Western Europe is experiencing growing levels of political polarization between parties of the New Left and the Far Right. In many countries, the socio-structural foundations of this divide (class, education, residency) are by now so clear that many interpret this divide as a fully mobilized new electoral cleavage.
However, cleavage formation also crucially requires processes of social closure and collective identity-formation: shared group identities are the “glue” of cleavage formation, as they translate grievances into political antagonisms. This translation is far from straightforward, as it depends on both bottom-up and top-down driven processes of group boundary-drawing.

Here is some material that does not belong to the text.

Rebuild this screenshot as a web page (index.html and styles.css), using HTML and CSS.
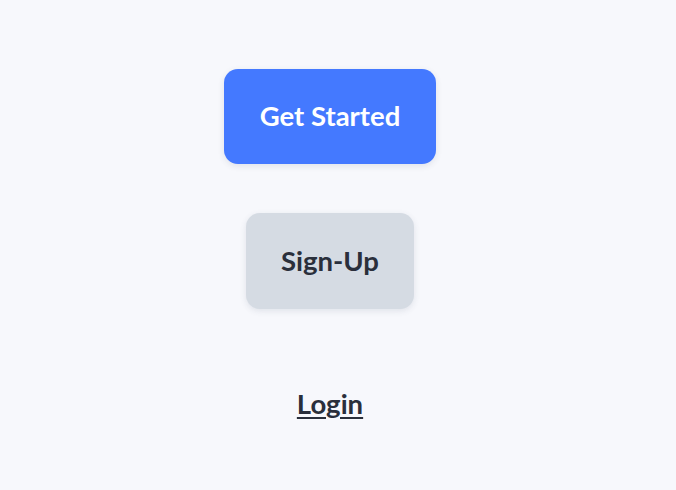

Our contribution relies on data from an original online survey fielded in the UK, Germany, France and Switzerland. Respondents have answered questions on their sense of belonging to a series of social groups, electoral preferences and socio-demographics. On this basis, we are able to show – observationally – how structural differences relate to both socio-economically (e.g. class, income) and socio-culturally (e.g. cosmopolitanism, lifestyle) connoted group identities, which divide New Left and Far Right voters. Our findings so far suggest that even though the new conflict is firmly rooted in socio-economic categories, it has predominantly been mobilized in terms of culturally connoted identities. In addition, both cross-national comparison (between early “realigners” France and Switzerland vs. recent “realigners” UK and Germany), as well as experimental priming treatments on the relative saliency of key issues allow us evaluating the extent to which group identities are being shaped by experiences of social closure (structure) and elite messages (agency).